Imagine a National Health Service that had selection criteria on the basis 'we will only treat certain people we regard as worth saving'. Now imagine a state school system based on the premise that only advantaged children will go to the 'good' schools. Now take a look at this statement:
'Existing schools will be allowed to apply to become grammar schools and select according to ability and aptitude. Selection ages will be flexible and determined by the school in consultation with the local authority.'
The result of such a strategy would be to entrench a two tier system in our state schools. The 'good' schools will select on 'academic ability'. We have of course been here before in the old system of Grammar and Secondary Modern Schools. Some might argue that it is as good idea because it ensures a good education for the brightest pupils.

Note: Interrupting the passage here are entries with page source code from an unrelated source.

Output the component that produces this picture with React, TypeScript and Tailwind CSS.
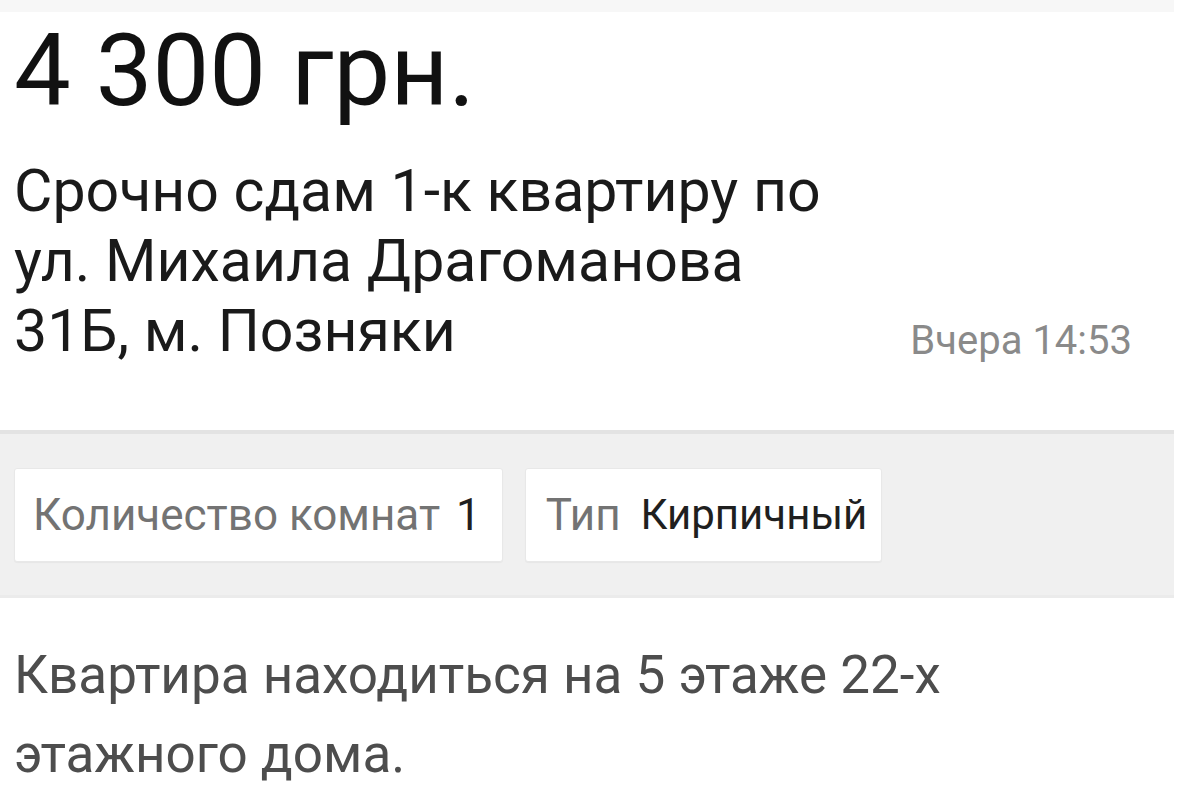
import React, { JSX } from "react";

export default function App(): JSX.Element {
  return (
    <div className="w-full h-[802px] bg-white overflow-hidden font-['Roboto','Noto_Sans',sans-serif]">
      <div className="w-[1174px]">
        <div className="h-[12px] bg-[#f7f7f7]" />

        <div className="pl-[14px] pt-[9px] h-[144px]">
          <h1 className="text-[101px] leading-[100px] text-[#111]">4 300 грн.</h1>
        </div>

        <div className="flex items-end justify-between pl-[14px] pr-[42px] h-[210px]">
          <h2 className="text-[59px] leading-[70px] text-[#1a1a1a] w-[840px]">
            Срочно сдам 1-к квартиру по ул. Михаила Драгоманова 31Б, м. Позняки
          </h2>
          <span className="text-[40px] leading-[70px] mb-[-10px] text-[#8a8a8a] whitespace-nowrap">Вчера 14:53</span>
        </div>

        <div className="mt-[64px] h-[168px] bg-[#f0f0f0] border-t-[4px] border-[#e3e3e3] border-b-[3px] border-b-[#ebebeb] flex items-center gap-[22px] px-[14px]">
          <div className="h-[94px] pl-[18px] pr-[21px] flex items-center gap-[16px] bg-white rounded-[3px] border border-[#e8e8e8] shadow-[0_1px_1px_rgba(0,0,0,0.04)]">
            <span className="text-[44px] text-[#737373]">Количество комнат</span>
            <span className="text-[44px] text-[#1f1f1f]">1</span>
          </div>
          <div className="h-[94px] pl-[20px] pr-[14px] flex items-center gap-[20px] bg-white rounded-[3px] border border-[#e8e8e8] shadow-[0_1px_1px_rgba(0,0,0,0.04)]">
            <span className="text-[44px] text-[#737373]">Тип</span>
            <span className="text-[42px] text-[#1f1f1f]">Кирпичный</span>
          </div>
        </div>

        <p className="pl-[14px] pt-[38px] pr-[200px] text-[53px] leading-[79px] text-[#4d4d4d]">
          Квартира находиться на 5 этаже 22-х этажного дома.
        </p>
      </div>
    </div>
  );
}
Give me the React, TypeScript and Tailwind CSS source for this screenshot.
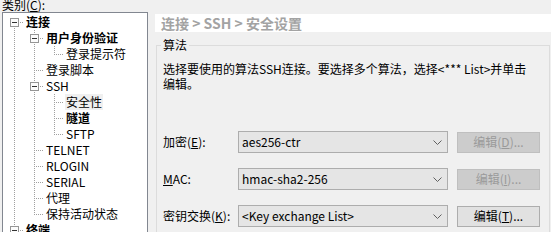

It will condemn those deemed less academically gifted to second rate schools.
You will note that the policy as stated doesn't say 'we will ensure that ALL pupils have the opportunity for education at the highest standards. It simply wants to restore the old system. It does say that selection ages will be flexible. But does anyone doubt that most selection will take place at 11? Of course it will, because that is the age at which most pupils move to secondary education.
It is extraordinarily silly to take a day in the life of a child at aged 11 and on that date determine their 'aptitude'. Children develop at different rates not just in intellectual ability and understanding but in maturity. That is what was so wrong-headed about selection at 11.
New statistics released by Buckinghamshire Grammar Schools, the body which represents the county’s 13 selective schools is very instructive. It shows that only 16% of children from Aylesbury Vale – Bucks’ poorest district – passed the test, compared to 37% in the Chilterns – the county’s richest. There was a 64% pass rate for children in private education and only 4% for children on free school meals. Do we really think this reflects their true learning potential? Or do we suppose it reflects a pre-existing social and economic advantage? I know which of these is likely to be the answer.
To push for Grammar Schools and selection on grounds of 'ability' will simply entrench inequality of opportunities. It entrenches unfairness which affects the life chances of a generation.
So whose policy does this article give. You might assume it gives the Conservative Party policy. It doesn't. It gives UKIPs policy on secondary education.
It is often difficult to pin UKIP down on policy details. This one however is entrenched on the UKIP website under the heading 'What a UKIP government will do.'
UKIP will entrench the unfairness that exists in educational opportunities for our children and thus their life chances.